2) Человек и война (Война как явление культуры): Сборник статей / Под ред. И.В. Нарского и О.Ю. Никоновой. М., 2001; Мир и война: культурные контексты социальной агрессии / Отв. ред. И.О. Ермаченко, Л.П. Репина. М.: Институт всеобщей истории РАН, 2005; Хронотоп войны: пространство и время в культурных репрезентациях социального конфликта / Отв. ред. И.О. Ермаченко. М.; СПб.: ИВИ РАН, 2007; Память о войне 60 лет спустя: Россия, Германия, Европа / Сост. М. Габович. М.: НЛО, 2005. См. также два блока на эту тему в нашем журнале под общим названием “Литература и война” (2002. № 55; 2002. № 58).
3) Ермаченко И. Предисловие // Мир и война: культурные контексты социальной агрессии. С. 5.

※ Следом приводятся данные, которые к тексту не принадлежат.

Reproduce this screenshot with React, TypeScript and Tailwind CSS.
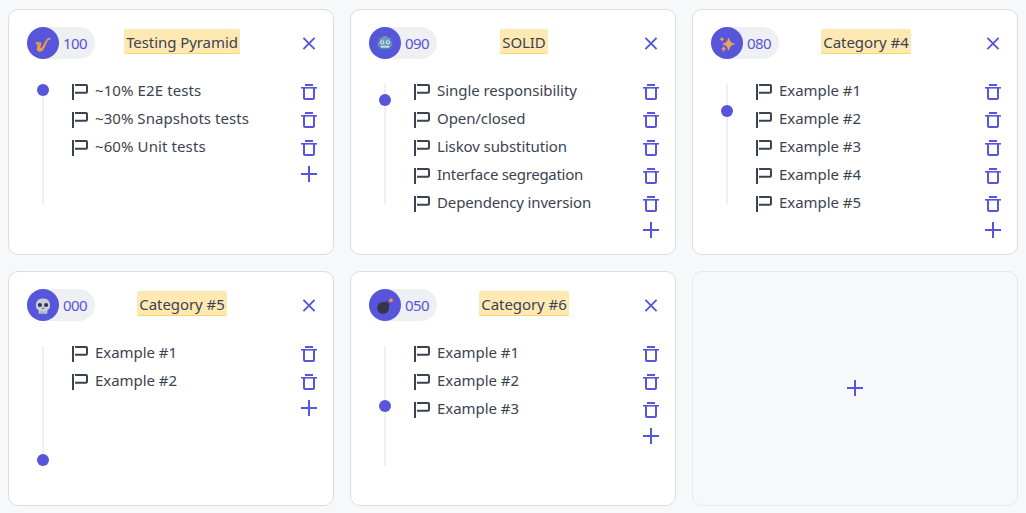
import type { ReactNode } from "react";

type Item = { text: string; tracking?: string };

type Category = {
  title: string;
  score: number;
  icon: ReactNode;
  items: Item[];
};

const Saxophone = () => (
  <svg viewBox="0 0 18 18" className="h-[18px] w-[18px]" fill="none">
    <path d="M16.6 3.6 14.2 3.9Q13.4 4.3 12.9 5.5L9.3 13.2" stroke="#e0a06a" strokeWidth="1.6" strokeLinejoin="round" />
    <path d="M13.4 6 10 13.6Q8.5 17 5.6 16.8 2.6 16.4 2.8 13.3L3.5 10.6Q2.8 9 1.2 8.3 1.4 7 4.3 7 7.5 7 7.5 8.2L6.4 12.2Q6.6 13.6 7.9 12.6L12 5.2Z" fill="#e59a4c" />
    <path d="M1.6 8Q4.3 9.3 7.2 8.2M9.2 9.3 11 10.4M10.7 7.1 12.3 8" stroke="#c58e63" strokeWidth=".8" />
  </svg>
);

const Robot = () => (
  <svg viewBox="0 0 18 18" className="h-[18px] w-[18px]">
    <path d="M6 2.8Q6.2 1.1 9 1.1T12 2.8Z" fill="#e98b2f" />
    <path d="M1.7 6.5H3.5V11.5H1.7ZM14.5 6.5H16.3V11.5H14.5Z" fill="#9f7f92" />
    <path d="M3.4 3Q9 2 14.6 3L14.9 12H3.1Z" fill="#4aa9d2" />
    <path d="M2.8 11.5H15.2V13.8Q9 15 2.8 13.8Z" fill="#378fbd" />
    <circle cx="6.1" cy="7.2" r="2" fill="#f3dfe6" />
    <circle cx="11.9" cy="7.2" r="2" fill="#f3dfe6" />
    <circle cx="6.1" cy="7.2" r=".9" fill="#d34055" />
    <circle cx="11.9" cy="7.2" r=".9" fill="#d34055" />
    <path d="M9 8 9.9 9.7H8.1Z" fill="#d98352" />
    <rect x="4.8" y="10.7" width="8.4" height="2" rx=".5" fill="#d6e5ed" />
    <path d="M7 10.7V12.7M9 10.7V12.7M11 10.7V12.7" stroke="#83aabd" strokeWidth=".5" />
  </svg>
);

const Sparkles = () => (
  <svg viewBox="0 0 18 18" className="h-[18px] w-[18px]" fill="#eca45b" stroke="#eca45b" strokeLinejoin="round">
    <path d="M10.6 3Q11.6 8.2 16.5 9.1 11.6 10 10.6 15.2 9.6 10 4.7 9.1 9.6 8.2 10.6 3Z" strokeWidth=".8" />
    <path d="M4 2.3Q4.3 4 6 4.3 4.3 4.6 4 6.3 3.7 4.6 2 4.3 3.7 4 4 2.3ZM5.6 11.4Q5.9 13.5 7.7 13.9 5.9 14.3 5.6 16.4 5.3 14.3 3.5 13.9 5.3 13.5 5.6 11.4Z" strokeWidth=".6" />
  </svg>
);

const Skull = () => (
  <svg viewBox="0 0 18 18" className="h-[18px] w-[18px]">
    <path d="M9 1.4C4.5 1.4 1.9 4.1 1.9 8Q1.9 11 3.2 12.2 4.8 12.6 4.7 14V16.2Q5.8 17.4 7 16.5 8 17.2 9 16.5 10 17.2 11 16.5 12.2 17.4 13.3 16.2V14Q13.2 12.6 14.8 12.2 16.1 11 16.1 8C16.1 4.1 13.5 1.4 9 1.4Z" fill="#c9ccdc" />
    <circle cx="5.9" cy="8" r="2.1" fill="#343648" />
    <circle cx="12.1" cy="8" r="2.1" fill="#343648" />
    <path d="M9 10.2 10.2 12H7.8Z" fill="#55586b" />
    <path d="M7 14V16.5M9 14V16.5M11 14V16.5" stroke="#83869a" strokeWidth=".6" />
  </svg>
);

const Bomb = () => (
  <svg viewBox="0 0 18 18" className="h-[18px] w-[18px]">
    <circle cx="7.1" cy="11.1" r="6" fill="#353748" />
    <path d="m8.8 5.2 2-1.2 3 3.3-1.6 2.2Z" fill="#353748" />
    <path d="m12.2 5.6 2-2" stroke="#9a7777" strokeWidth="1" />
    <circle cx="15" cy="3.2" r="2" fill="#e38745" />
    <circle cx="15" cy="3.2" r=".8" fill="#f3c078" />
  </svg>
);

const Flag = () => (
  <svg viewBox="0 0 16 16" className="h-4 w-4 shrink-0" fill="none" stroke="#3b4351" strokeWidth="2">
    <path d="M1 0V16" />
    <path d="M3 1H14Q15 1 15 2V7.7Q15 8.7 14 8.7H3" />
  </svg>
);

const Trash = () => (
  <svg viewBox="0 0 16 16" className="h-4 w-4" fill="none" stroke="#5755d9" strokeWidth="2">
    <path d="M4 1H12" />
    <path d="M0 3.8H16" strokeWidth="1.6" />
    <path d="M3 4V14Q3 15 4 15H12Q13 15 13 14V4" />
  </svg>
);

const Plus = () => (
  <svg viewBox="0 0 16 16" className="h-4 w-4" stroke="#5755d9" strokeWidth="2">
    <path d="M8 0V16M0 8H16" />
  </svg>
);

const Cross = () => (
  <svg viewBox="0 0 16 16" className="h-4 w-4" stroke="#5755d9" strokeWidth="1.9">
    <path d="m2.4 2.9 11.2 11.2M13.6 2.9 2.4 14.1" />
  </svg>
);

const examples = (count: number): Item[] => Array.from({ length: count }, (_, i) => ({ text: `Example #${i + 1}` }));

const categories: Category[] = [
  {
    title: "Testing Pyramid",
    score: 100,
    icon: <Saxophone />,
    items: [
      { text: "~10% E2E tests", tracking: "tracking-[0.1px]" },
      { text: "~30% Snapshots tests", tracking: "tracking-[0.05px]" },
      { text: "~60% Unit tests", tracking: "tracking-[0.1px]" },
    ],
  },
  {
    title: "SOLID",
    score: 90,
    icon: <Robot />,
    items: [
      { text: "Single responsibility", tracking: "tracking-[-0.05px]" },
      { text: "Open/closed", tracking: "tracking-[-0.08px]" },
      { text: "Liskov substitution", tracking: "tracking-[-0.09px]" },
      { text: "Interface segregation", tracking: "tracking-[-0.29px]" },
      { text: "Dependency inversion", tracking: "tracking-[-0.14px]" },
    ],
  },
  { title: "Category #4", score: 80, icon: <Sparkles />, items: examples(5) },
  { title: "Category #5", score: 0, icon: <Skull />, items: examples(2) },
  { title: "Category #6", score: 50, icon: <Bomb />, items: examples(3) },
];

function Slider({ score }: { score: number }) {
  return (
    <div className="relative mt-[2px] ml-[10px] h-[120px] w-3 shrink-0">
      <div className="mx-auto h-full w-[2px] bg-[#eef0f3]" />
      <div
        className="absolute left-0 h-3 w-3 rounded-full bg-[#5755d9]"
        style={{ top: Math.floor(((100 - score) * 108) / 100) }}
      />
    </div>
  );
}

function Card({ category }: { category: Category }) {
  return (
    <section className="rounded-[10px] border border-[#dadee4] bg-white pt-[17px] pr-4 pl-[18px]">
      <header className="flex h-8 items-center">
        <div className="flex h-8 w-[68px] items-center rounded-full bg-[#eef0f3] text-[15px] tracking-[-0.6px] text-[#5755d9]">
          <div className="mr-1 flex h-8 w-8 shrink-0 items-center justify-center rounded-full bg-[#5755d9] pt-[2px]">
            {category.icon}
          </div>
          <span className="pt-px">{String(category.score).padStart(3, "0")}</span>
        </div>
        <div className="flex flex-1 justify-center pr-[32px]">
          <h2 className="-mt-[3px] h-[25px] rounded-[2px] border-b border-[#ffd367] bg-[#ffe9b3] px-[2px] text-[15px] leading-[26px] tracking-[-0.07px] whitespace-nowrap">
            {category.title}
          </h2>
        </div>
        <Cross />
      </header>
      <div className="mt-[23px] flex">
        <Slider score={category.score} />
        <div className="ml-[23px] flex-1">
          <ul>
            {category.items.map(({ text, tracking = "tracking-[-0.04px]" }) => (
              <li key={text} className="flex h-7 items-start">
                <div className="mt-[2px] mr-[7px]"><Flag /></div>
                <span className={`flex-1 text-[15px] leading-4 whitespace-nowrap ${tracking}`}>{text}</span>
                <div className="mt-[2px]"><Trash /></div>
              </li>
            ))}
          </ul>
          <div className="flex justify-end"><Plus /></div>
        </div>
      </div>
    </section>
  );
}

export default function App() {
  return (
    <main className="grid h-[513px] w-[1026px] grid-cols-3 grid-rows-[246px_235px] gap-4 bg-[#f7f8f9] px-2 pt-[9px] font-['Noto_Sans',sans-serif] text-[#3b4351]">
      {categories.map((category) => (
        <Card key={category.title} category={category} />
      ))}
      <section className="flex items-center justify-center rounded-[10px] border border-[#e5e5ff] pb-px">
        <Plus />
      </section>
    </main>
  );
}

4) Военно-историческая антропология. Ежегодник: Предмет, задачи, перспективы развития. 2002. М.: РОССПЭН, 2002 (особенно важна в этом сборнике статья Е.С. Сенявской “Военно-историческая антропология как новая отрасль исторической науки”); Военно-историческая антропология. Ежегодник: Новые научные направления. 2003/2004. М.: РОССПЭН, 2004.
5) Гинзбург Л.Я. О психологической прозе. Л.: Худож. лит., 1977. С. 338.
6) Из новейших работ на эту тему укажем книгу: Lubkemann S. Culture in Chaos: An Antropology of Social Condition in War. Chicago: The University of Chicago Press, 2008. Автор исследует гражданскую войну в Мозамбике (1977— 1991) с точки зрения ее влияния на демографические и миграционные процессы, образование новых социальных связей и изменение гендерных ролей. Во многом сходно с авторами нашего раздела он отмечает низкую роль государства и “большой политики” в этих трансформациях.
7) См. также его недавнюю, но не совпадающую по содержанию с публикуемой статьей книгу: Лапин В.В. Армия России в Кавказской войне. XVIII—XIX вв. СПб., 2008.
8) См. также очень интересное исследование, написанное на материале устной истории, но со сходной задачей — описать реакцию “остарбайтеров” на иноязычную и инокультурную среду, хотя и не предоставлявшую им возможности какого-либо обучения: Тимофеева Н.П. Принудительный труд в нацистской Германии (по материалам биографических интервью с бывшими “восточными рабочими”) // Мир Клио: Сб. статей в честь Л.П. Репиной: В 2 т. Т. 2. М., 2007. С. 375—385.